Our next task was to deal with the table top.  I sanded it down, but only very lightly because I wanted to preserve the wear marks since they are part of the table's history.  I put some wood filler in some of the larger pits and a couple of small surface cracks with the intent of staining them a little darker.

I had seen several articles online saying you can use coffee grounds to minimize and fill in scratches in stained wood, so I thought I'd give it a try.  The appeal here was that using stain means having to wait several hours for it to dry, and coffee grounds would be much quicker AND more eco-friendly.  So I raided the coffee maker and used a q-tip to apply them.
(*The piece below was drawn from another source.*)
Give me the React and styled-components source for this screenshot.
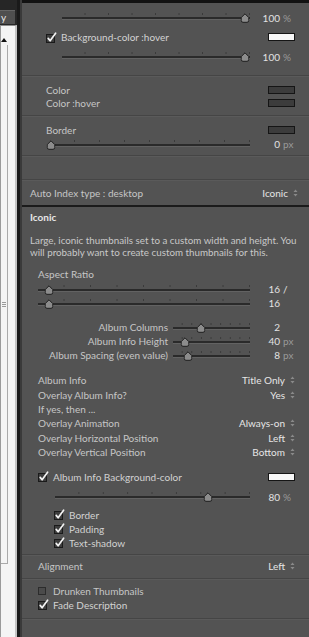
import React from 'react';
import styled, { createGlobalStyle } from 'styled-components';

const GlobalStyle = createGlobalStyle`
  html, body {
    margin: 0;
    padding: 0;
    background: #535353;
  }
  body {
    font-family: Lato, "Liberation Sans", sans-serif;
    font-size: 10px;
    color: #c8c8c8;
  }
`;

const Page = styled.div`
  display: flex;
  width: 309px;
  height: 637px;
  overflow: hidden;
`;

/* left window edge: list scrollbar and frame */
const Strip = styled.div`
  display: flex;
  flex-direction: column;
  width: 17px;
  background: #262626;
`;

const TabButton = styled.div`
  height: 14px;
  margin-top: 10px;
  width: 15px;
  background: #4f4f4f;
  border-top: 1px solid #666;
  box-sizing: border-box;
  color: #e8e8e8;
  font-size: 10px;
  line-height: 12px;
  overflow: hidden;
  padding-left: 1px;
`;

const ListArea = styled.div`
  flex: 1;
  display: flex;
  flex-direction: column;
  margin-top: 1px;
  background: #f4f4f4;
  border-top: 1px solid #8c8c8c;
  border-left: 1px solid #9a9a9a;
  border-right: 2px solid #c4c4c4;
  padding-top: 8px;
`;

const ScrollArrow = styled.div`
  display: flex;
  align-items: center;
  height: 11px;
  width: 7px;
`;

const ScrollThumb = styled.div`
  display: flex;
  align-items: center;
  justify-content: center;
  width: 6px;
  height: 518px;
  border-right: 1px solid #a9a9a9;
  border-bottom: 1px solid #a9a9a9;
`;

const Grip = styled.div`
  width: 4px;
  height: 5px;
  background: repeating-linear-gradient(to bottom, #9a9a9a 0, #9a9a9a 1px, transparent 1px, transparent 2px);
`;

const Frame = styled.div`
  width: 2px;
  background: #3a3a3a;
  border-left: 3px solid #1a1a1a;
`;

const Panel = styled.div`
  flex: 1;
  display: flex;
  flex-direction: column;
  background: #535353;
  border-top: 3px solid #121212;
`;

const Section = styled.div`
  display: flex;
  flex-direction: column;
  min-height: ${p => p.$minH || 0}px;
  padding: ${p => p.$pt || 0}px 0 ${p => p.$pb || 0}px;
  border-bottom: ${p => (p.$heavy ? '2px solid #1b1b1b' : '1px solid #454545')};
  box-shadow: ${p => (p.$heavy ? 'none' : '0 1px 0 #5a5a5a')};
`;

const Row = styled.div`
  display: flex;
  align-items: center;
  height: ${p => p.$h || 14}px;
  margin-top: ${p => p.$mt || 0}px;
  padding: 0 14px 0 ${p => (p.$indent ?? 16)}px;
  white-space: nowrap;
`;

const Label = styled.span`
  color: ${p => p.$color || '#c6c6c6'};
`;

const RightLabel = styled.span`
  width: ${p => p.$w}px;
  text-align: right;
  color: #c6c6c6;
  flex-shrink: 0;
`;

const Heading = styled.div`
  padding-left: 8px;
  margin-top: 4px;
  height: 13px;
  line-height: 13px;
  font-weight: 700;
  color: #e6e6e6;
`;

const Desc = styled.p`
  margin: 10px 0 0;
  padding-left: 8px;
  font-size: 9.8px;
  line-height: 12px;
  color: #c8c8c8;
  white-space: nowrap;
`;

const SliderWrap = styled.div`
  position: relative;
  flex: 1;
  height: 11px;
  margin-left: ${p => p.$ml || 0}px;
  margin-right: 7px;

  &::before {
    content: '';
    position: absolute;
    left: 0;
    right: 0;
    top: 1px;
    height: 2px;
    background-image: linear-gradient(to right, transparent calc(100% - 1px), #3a3a3a calc(100% - 1px));
    background-size: 12.5% 100%;
    background-repeat: repeat-x;
  }

  &::after {
    content: '';
    position: absolute;
    left: 0;
    right: 0;
    top: 5px;
    height: 2px;
    background: #2a2a2a;
    box-shadow: 0 1px 0 #626262;
  }
`;

const ThumbPos = styled.div`
  position: absolute;
  top: 1px;
  width: 9px;
  height: 10px;
  transform: translateX(-50%);
  z-index: 1;
  line-height: 0;
`;

const Value = styled.div`
  display: flex;
  width: 38px;
  flex-shrink: 0;
  color: #e2e2e2;
`;

const Num = styled.span`
  width: 23px;
  text-align: right;
`;

const Unit = styled.span`
  margin-left: 3px;
  color: ${p => p.$color || '#9a9a9a'};
`;

const Swatch = styled.div`
  margin-left: auto;
  width: 27px;
  height: 8px;
  box-sizing: border-box;
  border: 1px solid #151515;
  background: ${p => p.$fill};
`;

const Select = styled.div`
  margin-left: auto;
  margin-right: ${p => p.$mr || 0}px;
  display: flex;
  align-items: center;
  gap: 5px;
  color: #e6e6e6;
`;

const BoxSvg = styled.svg`
  flex-shrink: 0;
  margin-right: 4px;
`;

const Thumb = () => (
  <svg width="9" height="10" viewBox="0 0 9 10">
    <path
      d="M4.5 0.8 L8.3 4.6 V7.4 Q8.3 9.3 6.5 9.3 H2.5 Q0.7 9.3 0.7 7.4 V4.6 Z"
      fill="#8c8c8c"
      stroke="#1e1e1e"
      strokeWidth="1"
    />
  </svg>
);

const Slider = ({ pos, ml }) => (
  <SliderWrap $ml={ml}>
    <ThumbPos style={{ left: `${pos}%` }}>
      <Thumb />
    </ThumbPos>
  </SliderWrap>
);

const Checkbox = ({ on }) => (
  <BoxSvg width="11" height="11" viewBox="0 0 11 11">
    <rect
      x="0.5"
      y="2.5"
      width={on ? 8 : 7}
      height={on ? 8 : 7}
      fill={on ? '#3d3d3d' : '#4b4b4b'}
      stroke={on ? '#1a1a1a' : '#2c2c2c'}
    />
    {on && (
      <path
        d="M2.2 6.4 L4.1 8.8 L9.6 1.2"
        fill="none"
        stroke="#f2f2f2"
        strokeWidth="1.7"
        strokeLinecap="round"
        strokeLinejoin="round"
      />
    )}
  </BoxSvg>
);

const UpDown = () => (
  <svg width="5" height="8" viewBox="0 0 5 8">
    <path d="M0.5 3 L2.5 0.6 L4.5 3 Z M0.5 5 L2.5 7.4 L4.5 5 Z" fill="#8a8a8a" />
  </svg>
);

const Val = ({ n, unit, unitColor }) => (
  <Value>
    <Num>{n}</Num>
    {unit && <Unit $color={unitColor}>{unit}</Unit>}
  </Value>
);

const Choice = ({ children, mr }) => (
  <Select $mr={mr}>
    {children}
    <UpDown />
  </Select>
);

const albumSliders = [
  { label: 'Album Columns', pos: 36, n: '2' },
  { label: 'Album Info Height', pos: 15, n: '40', unit: 'px' },
  { label: 'Album Spacing (even value)', pos: 19, n: '8', unit: 'px' },
];

const overlayRows = [
  ['Album Info', 'Title Only'],
  ['Overlay Album Info?', 'Yes'],
  ['If yes, then ...', null],
  ['Overlay Animation', 'Always-on'],
  ['Overlay Horizontal Position', 'Left'],
  ['Overlay Vertical Position', 'Bottom'],
];

export default function App() {
  return (
    <>
      <GlobalStyle />
      <Page>
        <Strip>
          <TabButton>y</TabButton>
          <ListArea>
            <ScrollArrow>
              <svg width="6" height="4" viewBox="0 0 6 4">
                <path d="M0 4 L3 0 L6 4 Z" fill="#111" />
              </svg>
            </ScrollArrow>
            <ScrollThumb>
              <Grip />
            </ScrollThumb>
          </ListArea>
        </Strip>
        <Frame />
        <Panel>
          <Section $pt={7} $pb={11}>
            <Row $h={15} $indent={40}>
              <Slider pos={97.3} />
              <Val n="100" unit="%" />
            </Row>
            <Row $h={24} $indent={24}>
              <Checkbox on />
              <Label $color="#d2d2d2">Background-color :hover</Label>
              <Swatch $fill="#f7f7f7" />
            </Row>
            <Row $h={15} $indent={40}>
              <Slider pos={97.3} />
              <Val n="100" unit="%" />
            </Row>
          </Section>

          <Section $pt={7} $pb={6}>
            <Row $h={13} $indent={24}>
              <Label>Color</Label>
              <Swatch $fill="#3c3c3c" />
            </Row>
            <Row $h={13} $indent={24}>
              <Label>Color :hover</Label>
              <Swatch $fill="#3c3c3c" />
            </Row>
          </Section>

          <Section $pt={7} $pb={4}>
            <Row $h={14} $indent={24}>
              <Label>Border</Label>
              <Swatch $fill="#3c3c3c" />
            </Row>
            <Row $h={14} $indent={28}>
              <Slider pos={0.5} />
              <Val n="0" unit="px" />
            </Row>
          </Section>

          <Section $minH={23} />

          <Section $heavy>
            <Row $h={25} $indent={8}>
              <Label>Auto Index type : desktop</Label>
              <Choice mr={-3}>Iconic</Choice>
            </Row>
          </Section>

          <Section $pb={4}>
            <Heading>Iconic</Heading>
            <Desc>
              Large, iconic thumbnails set to a custom width and height. You
              <br />
              will probably want to create custom thumbnails for this.
            </Desc>
            <Row $mt={9}>
              <Label>Aspect Ratio</Label>
            </Row>
            <Row $mt={1}>
              <Slider pos={5.4} />
              <Val n="16" unit="/" unitColor="#e2e2e2" />
            </Row>
            <Row>
              <Slider pos={5.4} />
              <Val n="16" />
            </Row>

            {albumSliders.map((s, i) => (
              <Row key={s.label} $mt={i === 0 ? 10 : 0}>
                <RightLabel $w={130}>{s.label}</RightLabel>
                <Slider pos={s.pos} ml={5} />
                <Val n={s.n} unit={s.unit} />
              </Row>
            ))}

            {overlayRows.map(([label, value], i) => (
              <Row key={label} $h={14.4} $mt={i === 0 ? 11 : 0}>
                <Label>{label}</Label>
                {value && <Choice>{value}</Choice>}
              </Row>
            ))}

            <Row $h={16} $mt={9.6}>
              <Checkbox on />
              <Label $color="#d2d2d2">Album Info Background-color</Label>
              <Swatch $fill="#f7f7f7" />
            </Row>
            <Row $mt={5} $indent={33}>
              <Slider pos={78.5} />
              <Val n="80" unit="%" />
            </Row>
            <Row $mt={4} $indent={32}>
              <Checkbox on />
              <Label $color="#d2d2d2">Border</Label>
            </Row>
            <Row $indent={32}>
              <Checkbox on />
              <Label $color="#d2d2d2">Padding</Label>
            </Row>
            <Row $indent={32}>
              <Checkbox on />
              <Label $color="#d2d2d2">Text-shadow</Label>
            </Row>
          </Section>

          <Section>
            <Row $h={23}>
              <Label>Alignment</Label>
              <Choice>Left</Choice>
            </Row>
          </Section>

          <Section $pt={5} $pb={6}>
            <Row>
              <Checkbox />
              <Label>Drunken Thumbnails</Label>
            </Row>
            <Row>
              <Checkbox on />
              <Label $color="#d2d2d2">Fade Description</Label>
            </Row>
          </Section>
        </Panel>
      </Page>
    </>
  );
}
However, after letting it sit and soak in for an hour, I discovered that the wood filler had not darkened at all!  Someone please explain to me how it is that when I spill coffee on myself (which is more often than I like to admit), it has no problem staining whatever I'm wearing, but when I let it sit on a table for an hour, it does nothing!? So, I ended up going back to Plan A and just using regular wood stain to minimize the wood filler.  That worked much better, and I was soon ready to put a coat of Polyurethane on the top.  Lance finished it off with a second coat yesterday, and the table is now done!

And it isn't finished a moment too soon, because we were starting to run out of space in the garage! 

Sunday, April 20, 2014

Before and After: Painted Bench

Finally! After months...and months...and months of what seemed like an endless winter, we are finally having a warm weekend.  While I'm not getting my hopes up just yet (I just don't trust that we are REALLY done with snow), I wasn't complaining about having a couple of nice days to get outside and work on a few projects.  As usual, Lance has been perusing craigslist (in fact, he's doing that right now) and on Friday he arrived home with a carload of furniture he had just picked up from someone in Watertown: 2 larger primitive tables, a smaller side table, 2 small benches, a hall tree, and a plant stand.  So bright and early on Saturday morning, we headed to the store to pick up supplies (deal alert! there's a rebate on spray paint at Menard's this week) and then we spent the afternoon tearing apart old furniture.

Here is the first project:

We started with this one because we had a clear vision of what we wanted to do with it and it was a fairly simple re-do.  We started with taking off the seat and pulling off the vinyl (? I don't even know what it was except that it was hideous) covering and the old foam padding underneath.

 Now here I'd like to take a moment to talk about our latest obsession: spray paint.  It all started a couple of weeks ago when we spray painted a wrought iron bistro set we bought for $7 at a garage sale last summer.  In just a few minutes of spraying, it went from dirty white to a bright cheerful teal blue.  In hindsight, I wish I'd taken pictures of it before we took it to the antique mall, but we were so eager to get it done and out of our garage, I didn't think about it at the time.  But the ease of that project got us thinking about spray paint. I hate painting. HATE it.  It takes FOREVER- especially if it is a piece of furniture with a lot of decorative grooves, scrolls spindles, etc.  Now, for larger, nicer pieces, I still think it is better to use regular paint.  But for smaller things, especially if they are a more primitive style, it turns out spraying is a MUCH easier alternative!

 We started by giving this bench a light sanding to make it a more paintable surface, and then we used a 2 in 1 Rustoleum paint and primer. Again, for nicer furniture, I still think it's better to use a separate paint and primer, but in this case the 2 in 1 worked just fine.

For the bench, we dug into a box of old flour sacks that Lance got last weekend on (you guessed it!) Craigslist.  We chose one that was the same size as the bench seat and then stuffed the board right into it. That made the upholstering REALLY easy, since then we only had to staple one end closed instead of trying to pull it tight, make sure it was even, and staple all the way around.  We took out the old padding (it had seen better days!) and cut a new piece from the foam inside an old Ikea chair pad (you know, the trusty Poang chair that pretty much everyone has in their first post-college apartment).  Then we just stuffed the new padding into the seat, stapled the end closed...


Brand New Bench! 

It's so exciting (and to be honest, surprising) when something actually turns out how we planned it, with no major setbacks.  We were both kind of in disbelief about how easy it was.  But we got over our shock pretty quickly and made a second trip to Menard's this morning to buy even MORE spray paint.  At first I thought maybe the people who work there were going to get suspicious and think we are going around painting graffiti all over the place, but..... then I looked in the mirror. There is NO WAY anyone is EVER going to mistake us for graffiti artists, no matter HOW much spray paint we buy. *sigh* We are just not that cool.